→ **WHAT TO DO**:
Separate out the lines that hold "screenshot".

* start DATASET RECORDS *

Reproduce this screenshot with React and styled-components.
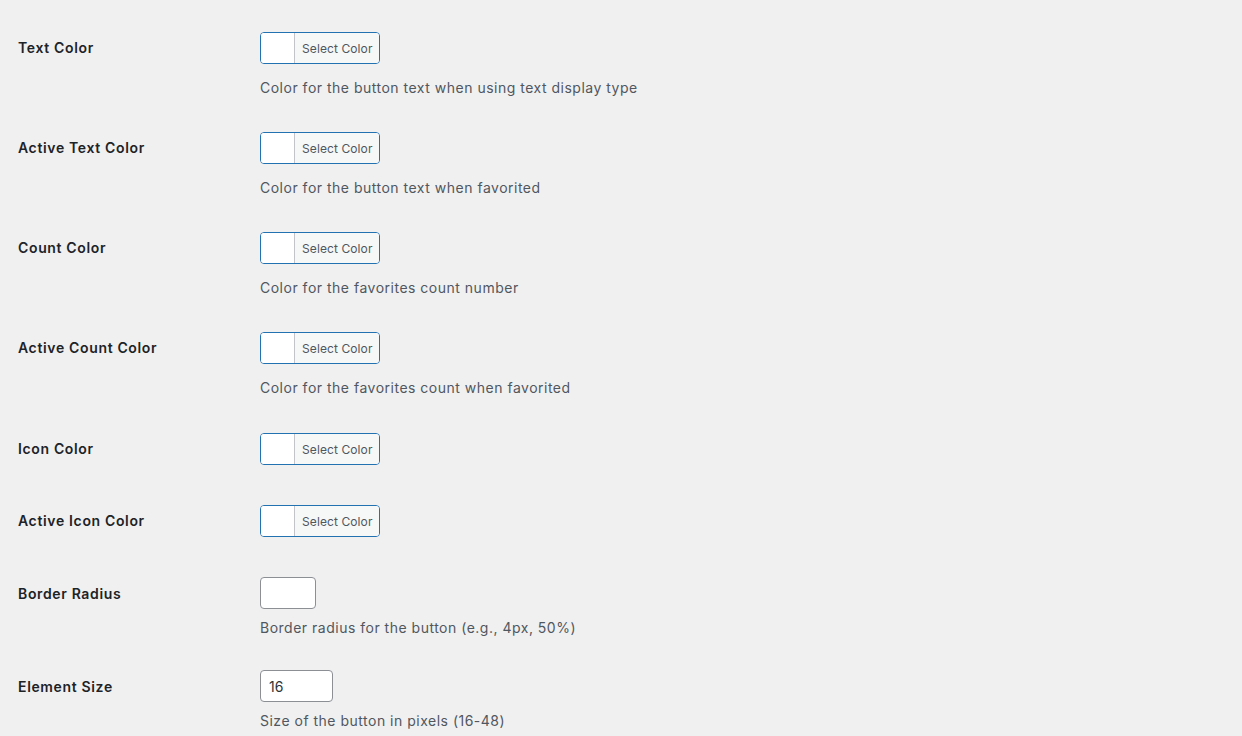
import styled, { createGlobalStyle } from "styled-components";

//------------------------------------------------------------------->

const GlobalStyle = createGlobalStyle`
  html, body {
    margin: 0;
    padding: 0;
    background: #f0f0f1;
  }
  body {
    font-family: Inter, "Liberation Sans", Arial, sans-serif;
    font-size: 14px;
    color: #3c434a;
  }
`;

const FormTable = styled.div`
  display: flex;
  flex-direction: column;
  padding: 18px 0 0 18px;
`;

const Row = styled.div`
  display: grid;
  grid-template-columns: 242px 1fr;
  padding-bottom: ${({ $pb }) => $pb ?? 21}px;
`;

const Label = styled.div`
  padding-top: 21px;
  font-size: 14px;
  line-height: 18px;
  font-weight: 600;
  letter-spacing: 0.65px;
  color: #1d2327;
`;

const Field = styled.div`
  padding-top: ${({ $compact }) => ($compact ? "13px" : "14px")};
  display: flex;
  flex-direction: column;
  align-items: flex-start;
`;

const PickerButton = styled.button`
  display: flex;
  align-items: stretch;
  height: 32px;
  padding: 0;
  margin: 0 0 4px;
  border: 1px solid #2271b1;
  border-radius: 4px;
  background: #fff;
  overflow: hidden;
  cursor: pointer;
  font-family: inherit;
`;

const Swatch = styled.span`
  width: 33px;
  background: ${({ $color }) => $color || "#fff"};
`;

const PickerText = styled.span`
  display: flex;
  align-items: center;
  padding: 0 6px 0 7px;
  border-left: 1px solid #c3c4c7;
  background: #f6f7f7;
  color: #50575e;
  font-size: 12px;
  letter-spacing: 0.1px;
`;

const TextInput = styled.input`
  box-sizing: border-box;
  width: ${({ $width }) => $width}px;
  height: 32px;
  margin: 0;
  padding: 0 8px;
  border: 1px solid #8c8f94;
  border-radius: 4px;
  background: #fff;
  color: #2c3338;
  font-family: inherit;
  font-size: 14px;
  outline: none;
`;

const Description = styled.p`
  margin: ${({ $compact }) => ($compact ? "10px" : "11px")} 0 0;
  font-size: 14px;
  line-height: 18px;
  letter-spacing: 0.5px;
  color: #50575e;
`;

//------------------------------------------------------------------->

const colorFields = [
  { label: "Text Color", desc: "Color for the button text when using text display type" },
  { label: "Active Text Color", desc: "Color for the button text when favorited" },
  { label: "Count Color", desc: "Color for the favorites count number" },
  { label: "Active Count Color", desc: "Color for the favorites count when favorited", pb: 22 },
  { label: "Icon Color", pb: 22 },
  { label: "Active Icon Color", pb: 23 },
];

const inputFields = [
  { label: "Border Radius", value: "", width: 56, desc: "Border radius for the button (e.g., 4px, 50%)" },
  { label: "Element Size", value: "16", width: 73, desc: "Size of the button in pixels (16-48)" },
];

function App() {
  return (
    <>
      <GlobalStyle />
      <FormTable>
        {colorFields.map((f) => (
          <Row key={f.label} $pb={f.pb}>
            <Label>{f.label}</Label>
            <Field>
              <PickerButton type="button">
                <Swatch />
                <PickerText>Select Color</PickerText>
              </PickerButton>
              {f.desc && <Description>{f.desc}</Description>}
            </Field>
          </Row>
        ))}
        {inputFields.map((f) => (
          <Row key={f.label} $pb={20}>
            <Label>{f.label}</Label>
            <Field $compact>
              <TextInput type="text" defaultValue={f.value} $width={f.width} />
              <Description $compact>{f.desc}</Description>
            </Field>
          </Row>
        ))}
      </FormTable>
    </>
  );
}

export default App;
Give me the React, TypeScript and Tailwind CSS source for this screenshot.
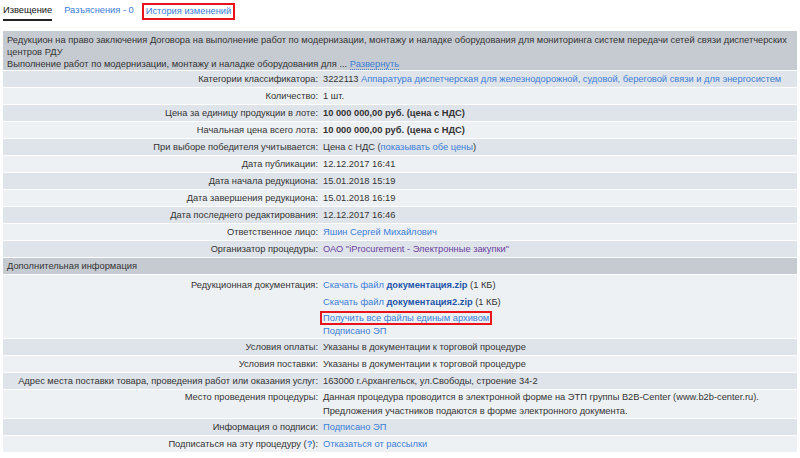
import React from 'react';

type Row = {
  label: React.ReactNode;
  value: React.ReactNode;
};

const link = 'text-[#3b7dd8]';

function Field({ row, dark, cls = 'py-[2px]' }: { row: Row; dark: boolean; cls?: string }) {
  return (
    <div className={`grid grid-cols-[318px_1fr] ${dark ? 'bg-[#dfe4ea]' : 'bg-[#eef1f4]'}`}>
      <div className={`pr-[3px] text-right ${cls}`}>{row.label}</div>
      <div className={`pl-[2px] ${cls}`}>{row.value}</div>
    </div>
  );
}

export default function App() {
  const top: Row[] = [
    {
      label: 'Категории классификатора:',
      value: (
        <>
          3222113 <span className={link}>Аппаратура диспетчерская для железнодорожной, судовой, береговой связи и для энергосистем</span>
        </>
      ),
    },
    { label: 'Количество:', value: '1 шт.' },
    { label: 'Цена за единицу продукции в лоте:', value: <b>10 000 000,00 руб. (цена с НДС)</b> },
    { label: 'Начальная цена всего лота:', value: <b>10 000 000,00 руб. (цена с НДС)</b> },
    {
      label: 'При выборе победителя учитывается:',
      value: (
        <>
          Цена с НДС (<span className={link}>показывать обе цены</span>)
        </>
      ),
    },
    { label: 'Дата публикации:', value: '12.12.2017 16:41' },
    { label: 'Дата начала редукциона:', value: '15.01.2018 15:19' },
    { label: 'Дата завершения редукциона:', value: '15.01.2018 16:19' },
    { label: 'Дата последнего редактирования:', value: '12.12.2017 16:46' },
    { label: 'Ответственное лицо:', value: <span className={link}>Яшин Сергей Михайлович</span> },
    {
      label: 'Организатор процедуры:',
      value: <span className="text-[#6b3fa0]">ОАО "iProcurement - Электронные закупки"</span>,
    },
  ];

  const docs: Row = {
    label: 'Редукционная документация:',
    value: (
      <div className="flex flex-col items-start">
        <div className="h-[17px]">
          <span className={link}>Скачать файл <b className="text-[#1f55a8]">документация.zip</b></span> (1 КБ)
        </div>
        <div className="h-[15px]">
          <span className={link}>Скачать файл <b className="text-[#1f55a8]">документация2.zip</b></span> (1 КБ)
        </div>
        <div className="border-2 border-[#e8141c] px-[1px] -ml-[3px] leading-[10px]">
          <span className={link}>Получить все файлы единым архивом</span>
        </div>
        <div className={`${link} h-[12px]`}>Подписано ЭП</div>
      </div>
    ),
  };

  const rest: Row[] = [
    { label: 'Условия оплаты:', value: 'Указаны в документации к торговой процедуре' },
    { label: 'Условия поставки:', value: 'Указаны в документации к торговой процедуре' },
    {
      label: 'Адрес места поставки товара, проведения работ или оказания услуг:',
      value: '163000 г.Архангельск, ул.Свободы, строение 34-2',
    },
  ];

  const place: Row = {
    label: 'Место проведения процедуры:',
    value: (
      <>
        Данная процедура проводится в электронной форме на ЭТП группы B2B-Center (www.b2b-center.ru).
        <br />
        Предложения участников подаются в форме электронного документа.
      </>
    ),
  };

  const tail: Row[] = [
    { label: 'Информация о подписи:', value: <span className={link}>Подписано ЭП</span> },
    {
      label: (
        <>
          Подписаться на эту процедуру (<b className={link}>?</b>):
        </>
      ),
      value: <span className={link}>Отказаться от рассылки</span>,
    },
  ];

  return (
    <div className="w-[800px] h-[458px] bg-white text-[#333] text-[9.3px] leading-[12px] font-['Liberation_Sans',Arial,sans-serif] overflow-hidden">
      {/* tabs */}
      <div className="flex items-start gap-[12px] px-[3px] pt-[4px] h-[31px] text-[9.3px] leading-[13px]">
        <div className="border-b-2 border-[#222] pb-[2px] text-[#111]">Извещение</div>
        <div className="text-[#3b7dd8]">Разъяснения - 0</div>
        <div className="-mt-[1px] -ml-[4px] border-2 border-[#e8141c] px-[2px] text-[#3b7dd8]">История изменений</div>
      </div>

      <div className="mx-[3px] flex flex-col">
        <div className="bg-[#c6cbd2] px-[4px] pt-[3px]">
          Редукцион на право заключения Договора на выполнение работ по модернизации, монтажу и наладке оборудования для мониторинга систем передачи сетей связи диспетчерских центров РДУ
          <br />
          Выполнение работ по модернизации, монтажу и наладке оборудования для ...{' '}
          <span className={`${link} border-b border-dotted border-[#3b7dd8]`}>Развернуть</span>
        </div>
        <div className="flex flex-col gap-px bg-white pt-px">
          {top.map((r, i) => (
            <Field key={i} row={r} dark={i % 2 === 0} />
          ))}
          <div className="bg-[#c6cbd2] px-[4px] py-[2px]">Дополнительная информация</div>
          <Field row={docs} dark={false} cls="pt-[4px] pb-[1px]" />
          {rest.map((r, i) => (
            <Field key={i} row={r} dark={i % 2 === 0} />
          ))}
          <Field row={place} dark={false} cls="py-0 leading-[14px]" />
          {tail.map((r, i) => (
            <Field key={i} row={r} dark={i % 2 === 0} />
          ))}
        </div>
      </div>
    </div>
  );
}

* end DATASET RECORDS *

→ **FINISHED TASK**:
Reproduce this screenshot with React and styled-components.
Give me the React, TypeScript and Tailwind CSS source for this screenshot.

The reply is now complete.